Dataset content >>
--- begin ---
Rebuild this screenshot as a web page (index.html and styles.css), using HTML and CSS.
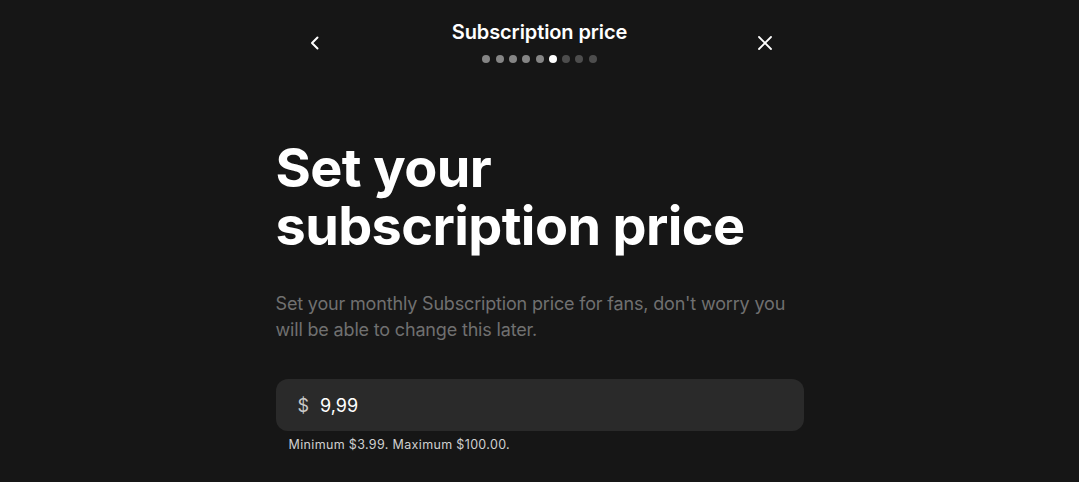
FILE: index.html
```html
<!DOCTYPE html>
<html lang="en">
<head>
<meta charset="utf-8">
<title>Subscription price</title>
<link rel="stylesheet" href="styles.css">
</head>
<body>
<div class="page">
  <header class="topbar">
    <button class="icon-btn" aria-label="Back">
      <svg width="24" height="24" viewBox="0 0 24 24" fill="none" stroke="#fff" stroke-width="2" stroke-linecap="round" stroke-linejoin="round"><path d="M14.5 6.5 9 12l5.5 5.5"/></svg>
    </button>
    <div class="title-wrap">
      <div class="title">Subscription price</div>
      <div class="dots">
        <span class="dot done"></span><span class="dot done"></span><span class="dot done"></span><span class="dot done"></span><span class="dot done"></span><span class="dot current"></span><span class="dot"></span><span class="dot"></span><span class="dot"></span>
      </div>
    </div>
    <button class="icon-btn" aria-label="Close">
      <svg width="24" height="24" viewBox="0 0 24 24" fill="none" stroke="#fff" stroke-width="1.8" stroke-linecap="round"><path d="M6 6l12 12M18 6 6 18"/></svg>
    </button>
  </header>
  <main class="content">
    <h1 class="heading"><span class="line">Set your</span><span class="line">subscription price</span></h1>
    <p class="lead">Set your monthly Subscription price for fans, don't worry you will be able to change this later.</p>
    <div class="field">
      <span class="currency">$</span>
      <span class="amount">9,99</span>
    </div>
    <div class="hint">Minimum $3.99. Maximum $100.00.</div>
  </main>
</div>
</body>
</html>
```
FILE: styles.css
```css
* { box-sizing: border-box; }
html, body { margin: 0; padding: 0; }
body {
  background: #161616;
  color: #fff;
  font-family: Inter, "Noto Sans", sans-serif;
  height: 482px;
  overflow: hidden;
}
.page {
  width: 528px;
  margin: 0 auto;
}
.topbar {
  display: flex;
  align-items: flex-start;
  justify-content: space-between;
  padding: 19px 19px 0 19px;
  height: 70px;
}
.icon-btn {
  width: 40px;
  height: 40px;
  margin-top: 4px;
  background: none;
  border: 0;
  padding: 0;
  display: flex;
  align-items: center;
  justify-content: center;
}
.title-wrap {
  display: flex;
  flex-direction: column;
  align-items: center;
}
.title {
  font-size: 20px;
  font-weight: 600;
  line-height: 26px;
  letter-spacing: -0.1px;
}
.dots {
  display: flex;
  gap: 5.3px;
  margin-top: 10px;
}
.dot {
  width: 8px;
  height: 8px;
  border-radius: 50%;
  background: #4d4d4d;
}
.dot.done { background: #858585; }
.dot.current { background: #fff; }
.content {
  padding-top: 69px;
}
.heading {
  margin: 0;
  font-size: 54px;
  line-height: 58px;
  font-weight: 700;
  letter-spacing: -0.6px;
}
.heading .line { display: block; }
.lead {
  margin: 36px 0 0;
  font-size: 18px;
  line-height: 26px;
  letter-spacing: -0.17px;
  color: #707070;
}
.field {
  margin-top: 36px;
  height: 52px;
  background: #2a2a2a;
  border-radius: 12px;
  display: flex;
  align-items: center;
  padding-left: 22px;
  font-size: 18px;
}
.currency {
  color: #c8c8c8;
  margin-right: 11px;
}
.amount { color: #fff; }
.hint {
  margin-top: 5px;
  padding-left: 13px;
  font-size: 12.5px;
  line-height: 17px;
  letter-spacing: 0.35px;
  color: #d0d0d0;
}
```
--- end ---
Stated problem >>
Leave out the pictures and give the listing above again exactly.

Correct response >>
Rebuild this screenshot as a web page (index.html and styles.css), using HTML and CSS.
FILE: index.html
```html
<!DOCTYPE html>
<html lang="en">
<head>
<meta charset="utf-8">
<title>Subscription price</title>
<link rel="stylesheet" href="styles.css">
</head>
<body>
<div class="page">
  <header class="topbar">
    <button class="icon-btn" aria-label="Back">
      <svg width="24" height="24" viewBox="0 0 24 24" fill="none" stroke="#fff" stroke-width="2" stroke-linecap="round" stroke-linejoin="round"><path d="M14.5 6.5 9 12l5.5 5.5"/></svg>
    </button>
    <div class="title-wrap">
      <div class="title">Subscription price</div>
      <div class="dots">
        <span class="dot done"></span><span class="dot done"></span><span class="dot done"></span><span class="dot done"></span><span class="dot done"></span><span class="dot current"></span><span class="dot"></span><span class="dot"></span><span class="dot"></span>
      </div>
    </div>
    <button class="icon-btn" aria-label="Close">
      <svg width="24" height="24" viewBox="0 0 24 24" fill="none" stroke="#fff" stroke-width="1.8" stroke-linecap="round"><path d="M6 6l12 12M18 6 6 18"/></svg>
    </button>
  </header>
  <main class="content">
    <h1 class="heading"><span class="line">Set your</span><span class="line">subscription price</span></h1>
    <p class="lead">Set your monthly Subscription price for fans, don't worry you will be able to change this later.</p>
    <div class="field">
      <span class="currency">$</span>
      <span class="amount">9,99</span>
    </div>
    <div class="hint">Minimum $3.99. Maximum $100.00.</div>
  </main>
</div>
</body>
</html>
```
FILE: styles.css
```css
* { box-sizing: border-box; }
html, body { margin: 0; padding: 0; }
body {
  background: #161616;
  color: #fff;
  font-family: Inter, "Noto Sans", sans-serif;
  height: 482px;
  overflow: hidden;
}
.page {
  width: 528px;
  margin: 0 auto;
}
.topbar {
  display: flex;
  align-items: flex-start;
  justify-content: space-between;
  padding: 19px 19px 0 19px;
  height: 70px;
}
.icon-btn {
  width: 40px;
  height: 40px;
  margin-top: 4px;
  background: none;
  border: 0;
  padding: 0;
  display: flex;
  align-items: center;
  justify-content: center;
}
.title-wrap {
  display: flex;
  flex-direction: column;
  align-items: center;
}
.title {
  font-size: 20px;
  font-weight: 600;
  line-height: 26px;
  letter-spacing: -0.1px;
}
.dots {
  display: flex;
  gap: 5.3px;
  margin-top: 10px;
}
.dot {
  width: 8px;
  height: 8px;
  border-radius: 50%;
  background: #4d4d4d;
}
.dot.done { background: #858585; }
.dot.current { background: #fff; }
.content {
  padding-top: 69px;
}
.heading {
  margin: 0;
  font-size: 54px;
  line-height: 58px;
  font-weight: 700;
  letter-spacing: -0.6px;
}
.heading .line { display: block; }
.lead {
  margin: 36px 0 0;
  font-size: 18px;
  line-height: 26px;
  letter-spacing: -0.17px;
  color: #707070;
}
.field {
  margin-top: 36px;
  height: 52px;
  background: #2a2a2a;
  border-radius: 12px;
  display: flex;
  align-items: center;
  padding-left: 22px;
  font-size: 18px;
}
.currency {
  color: #c8c8c8;
  margin-right: 11px;
}
.amount { color: #fff; }
.hint {
  margin-top: 5px;
  padding-left: 13px;
  font-size: 12.5px;
  line-height: 17px;
  letter-spacing: 0.35px;
  color: #d0d0d0;
}
```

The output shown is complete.